Today I received my second beta reader's feedback. It made me really excited, both for the feedback itself and the fact that I'm closer to publishing "Looming Shadow". With this feedback, I am more confident that my second book will be a success.
I didn't do the beta reading thing for A Mage's Power and because of this I didn't notice a grievous error in the manuscript. The first chapter was disastrous. It turned off a lot of readers and I know this for certain because such things are in several reviews. None of them like it and those that didn't dislike it only tolerated it. No one thought well of it until recently when one reviewer praised it. The bottom line is that it was a problem in the first chapter of my first book and I had no idea. I had no idea because I didn't show the book to anyone other than my parents. They're brilliant people but they are not fans of the fantasy genre and so they're not my target audience.
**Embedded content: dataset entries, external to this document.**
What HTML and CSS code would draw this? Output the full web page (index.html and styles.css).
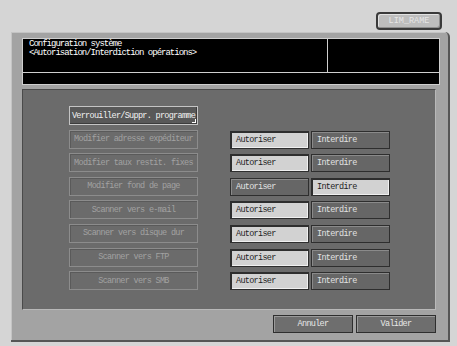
FILE: index.html
```html
<!DOCTYPE html>
<html lang="fr">
<head>
  <meta charset="UTF-8">
  <title>Autorisation/Interdiction opérations</title>
  <link rel="stylesheet" href="styles.css">
</head>
<body>
  <div class="topbar">
    <button class="tab-btn" disabled>LIM_RAME</button>
  </div>

  <div class="panel">
    <!-- En-tête -->
    <div class="header">
      <div class="header-row">
        <div class="title">Configuration système<br>&lt;Autorisation/Interdiction opérations&gt;</div>
        <div class="title-side"></div>
      </div>
      <div class="header-bar"></div>
    </div>

    <!-- Liste des opérations -->
    <div class="inner">
      <div class="row">
        <button class="op op-active">Verrouiller/Suppr. programme</button>
      </div>
      <div class="row">
        <button class="op">Modifier adresse expéditeur</button>
        <div class="choice"><span class="opt on">Autoriser</span><span class="opt">Interdire</span></div>
      </div>
      <div class="row">
        <button class="op">Modifier taux restit. fixes</button>
        <div class="choice"><span class="opt on">Autoriser</span><span class="opt">Interdire</span></div>
      </div>
      <div class="row">
        <button class="op">Modifier fond de page</button>
        <div class="choice"><span class="opt">Autoriser</span><span class="opt on">Interdire</span></div>
      </div>
      <div class="row">
        <button class="op">Scanner vers e-mail</button>
        <div class="choice"><span class="opt on">Autoriser</span><span class="opt">Interdire</span></div>
      </div>
      <div class="row">
        <button class="op">Scanner vers disque dur</button>
        <div class="choice"><span class="opt on">Autoriser</span><span class="opt">Interdire</span></div>
      </div>
      <div class="row">
        <button class="op">Scanner vers FTP</button>
        <div class="choice"><span class="opt on">Autoriser</span><span class="opt">Interdire</span></div>
      </div>
      <div class="row">
        <button class="op">Scanner vers SMB</button>
        <div class="choice"><span class="opt on">Autoriser</span><span class="opt">Interdire</span></div>
      </div>
    </div>

    <!-- Pied -->
    <div class="footer">
      <button class="foot-btn">Annuler</button>
      <button class="foot-btn">Valider</button>
    </div>
  </div>
</body>
</html>
```

FILE: styles.css
```css
:root {
  --page-bg: #d5d5d5;
  --panel-bg: #a3a3a3;
  --inner-bg: #6b6b6b;
  --light-line: #cfcfcf;
  --dark-line: #2e2e2e;
}

* {
  margin: 0;
  padding: 0;
  box-sizing: border-box;
  font-family: 'Liberation Mono', 'DejaVu Sans Mono', monospace;
}

body {
  width: 457px;
  height: 346px;
  background: var(--page-bg);
  overflow: hidden;
  font-size: 8.5px;
  letter-spacing: -0.7px;
}

button {
  font: inherit;
  letter-spacing: inherit;
  cursor: pointer;
}

/* Barre du haut */
.topbar {
  height: 32px;
  display: flex;
  justify-content: flex-end;
  align-items: flex-start;
  padding: 12px 15px 0 0;
}

.tab-btn {
  width: 66px;
  height: 18px;
  border: 2px solid #3a3a3a;
  border-radius: 4px;
  background: #bdbdbd;
  color: #e6e6e6;
  box-shadow: inset 1px 1px 0 #e2e2e2, inset -1px -1px 0 #8e8e8e;
  line-height: 12px;
  letter-spacing: 0;
}

/* Panneau principal */
.panel {
  width: 439px;
  height: 310px;
  margin-left: 11px;
  background: var(--panel-bg);
  border-radius: 0 5px 0 0;
  border-right: 2px solid #555;
  border-bottom: 2px solid #555;
  box-shadow: inset 1px 1px 0 #c4c4c4;
  padding: 6px 8px 0 11px;
  display: flex;
  flex-direction: column;
}

.header {
  width: 418px;
  border: 1px solid var(--light-line);
  background: #000;
}

.header-row {
  height: 34px;
  display: flex;
  border-bottom: 1px solid var(--light-line);
}

.title {
  width: 305px;
  border-right: 1px solid var(--light-line);
  color: #fff;
  padding: 1px 0 0 6px;
  line-height: 9px;
  font-size: 9px;
  letter-spacing: -1px;
}

.title-side {
  flex: 1;
}

.header-bar {
  height: 11px;
}

/* Zone des opérations */
.inner {
  width: 414px;
  height: 221px;
  margin-top: 4px;
  background: var(--inner-bg);
  border-top: 1px solid #4a4a4a;
  border-left: 1px solid #4a4a4a;
  border-right: 1px solid #b8b8b8;
  border-bottom: 1px solid #b8b8b8;
  padding: 16px 0 0 46px;
  display: flex;
  flex-direction: column;
  gap: 4.6px;
}

.row {
  display: flex;
  height: 19px;
  gap: 32px;
}

.op {
  width: 129px;
  height: 19px;
  background: var(--inner-bg);
  border: 1px solid #8c8c8c;
  box-shadow: inset 1px 1px 0 #5a5a5a;
  color: #a2a2a2;
  text-align: center;
  white-space: nowrap;
  overflow: hidden;
}

.op-active {
  position: relative;
  background: #585858;
  border: 1px solid #c4c4c4;
  box-shadow: inset -1px -1px 0 #3c3c3c;
  color: #f2f2f2;
}

.op-active::after {
  content: '';
  position: absolute;
  right: 1px;
  bottom: 1px;
  width: 3px;
  height: 3px;
  border-right: 1px solid #fff;
  border-bottom: 1px solid #fff;
}

.choice {
  display: flex;
  gap: 2px;
  padding-top: 1px;
}

.opt {
  width: 79px;
  height: 18px;
  display: flex;
  align-items: center;
  padding-left: 5px;
  background: #666;
  color: #e2e2e2;
  border: 1px solid var(--dark-line);
  box-shadow: inset 1px 1px 0 #8a8a8a;
}

.opt.on {
  background: #d2d2d2;
  color: #1e1e1e;
  border: 1px solid var(--dark-line);
  box-shadow: inset 1px 1px 0 #2e2e2e, inset -1px -1px 0 #f0f0f0;
}

/* Pied de page */
.footer {
  width: 414px;
  display: flex;
  justify-content: flex-end;
  gap: 3px;
  padding-top: 5px;
}

.foot-btn {
  width: 80px;
  height: 18px;
  background: #6e6e6e;
  border: 1px solid var(--dark-line);
  box-shadow: inset 1px 1px 0 #9a9a9a;
  color: #e8e8e8;
}
```
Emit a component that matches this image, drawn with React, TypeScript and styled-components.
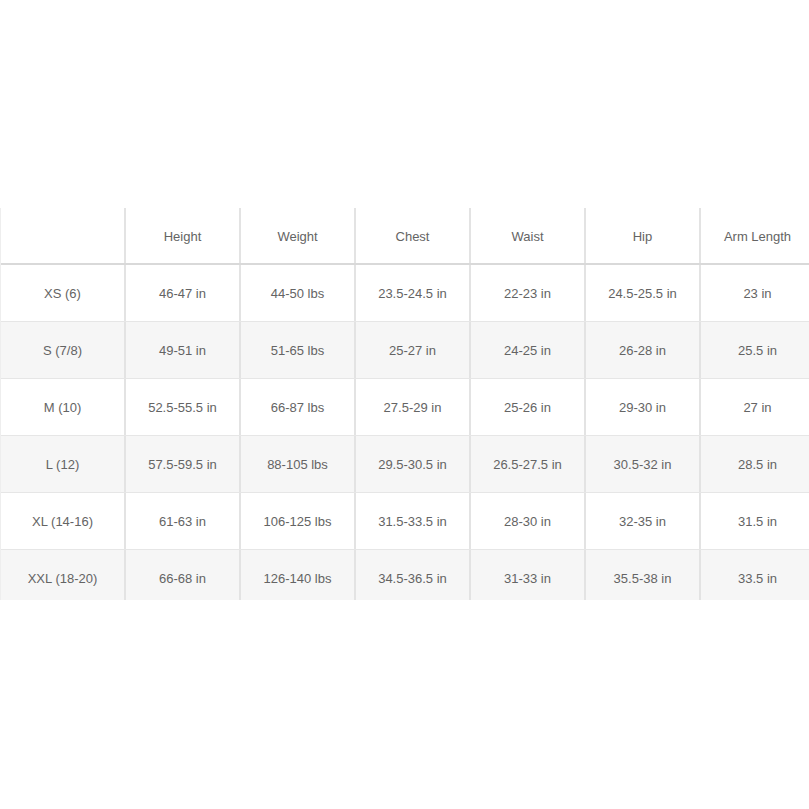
import React from "react";
import styled, { createGlobalStyle } from "styled-components";

const Global = createGlobalStyle`
  html, body { margin: 0; padding: 0; background: #ffffff; }
  body { font-family: "Liberation Sans", Arial, sans-serif; }
`;

const Page = styled.div`
  width: 809px;
  height: 809px;
  padding-top: 208px;
  box-sizing: border-box;
  overflow: hidden;
`;

const Clip = styled.div`
  height: 392px;
  overflow: hidden;
  width: 809px;
`;

const Table = styled.div`
  width: 817px;
  border-left: 1px solid #eeeeee;
  box-sizing: border-box;
`;

const Row = styled.div<{ $header?: boolean; $shaded?: boolean }>`
  display: grid;
  grid-template-columns: 125px repeat(6, 115px);
  height: 57px;
  box-sizing: border-box;
  background: ${(p) => (p.$shaded ? "#f6f6f6" : "#ffffff")};
  border-bottom: ${(p) => (p.$header ? "2px solid #d9d9d9" : "1px solid #e6e6e6")};
`;

const Cell = styled.div<{ $header?: boolean }>`
  display: flex;
  align-items: center;
  justify-content: center;
  padding-top: ${(p) => (p.$header ? "2px" : "0")};
  font-size: 13px;
  color: #646464;
  border-right: 2px solid #e3e3e3;
  box-sizing: border-box;
  white-space: nowrap;
`;

const headers = ["", "Height", "Weight", "Chest", "Waist", "Hip", "Arm Length"];

const rows: string[][] = [
  ["XS (6)", "46-47 in", "44-50 lbs", "23.5-24.5 in", "22-23 in", "24.5-25.5 in", "23 in"],
  ["S (7/8)", "49-51 in", "51-65 lbs", "25-27 in", "24-25 in", "26-28 in", "25.5 in"],
  ["M (10)", "52.5-55.5 in", "66-87 lbs", "27.5-29 in", "25-26 in", "29-30 in", "27 in"],
  ["L (12)", "57.5-59.5 in", "88-105 lbs", "29.5-30.5 in", "26.5-27.5 in", "30.5-32 in", "28.5 in"],
  ["XL (14-16)", "61-63 in", "106-125 lbs", "31.5-33.5 in", "28-30 in", "32-35 in", "31.5 in"],
  ["XXL (18-20)", "66-68 in", "126-140 lbs", "34.5-36.5 in", "31-33 in", "35.5-38 in", "33.5 in"],
];

export default function App() {
  return (
    <>
      <Global />
      <Page>
        <Clip>
          <Table>
            <Row $header>
              {headers.map((h, i) => (
                <Cell key={i} $header>
                  {h}
                </Cell>
              ))}
            </Row>
            {rows.map((r, i) => (
              <Row key={i} $shaded={i % 2 === 1}>
                {r.map((c, j) => (
                  <Cell key={j}>{c}</Cell>
                ))}
              </Row>
            ))}
          </Table>
        </Clip>
      </Page>
    </>
  );
}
In the original edition of A Mage's Power, there was a section in the first chapter that involved Eric cyclying through a series of mysterious events. There's a dark mine where voices try to make him fall asleep forever, a volcano which tempts him into killing the office bully, a watery cavern that makes identity questions and other weird things. One reviewer compared it to Alice in Wonderland.
Piror to this is Tasio the Trickster talking about how he helps people and then a glimpse of a day in the hoo-hum life of Eric Watley. After the problem scene is an Urban Fantasy. The events of the problem scene never come up again and there is no context to understand them. That's why people don't like it.
It made a great deal of sense to me, personally. I thought through everything and made sure all the details were correct in the grand scheme of things. I was unaware that it would be baffling to a reader who had no context for it.
To those who are interested and read this scene before I removed it, I will explain. It was all A Secret Test of Character. It tested Eric's resolve to continue despite fear of danger, his determination to overcome obstacles in high stress situations, his problem solving and observational skills. The point was to make sure he had the bare minimum to survive in a place like Tariatla, where monsters are as common as mosquitoes.
"It was simply getting past that first initial chapter." This is a direct quote from a review. It's likely the kindest thing anyone said about this scene. If I had sent this to more beta readers then I believe they would have pointed out this glaring problem. Then I could have removed it prior to the launch and avoided such statements in future reviews. Then I would have a higher rating and happier readers.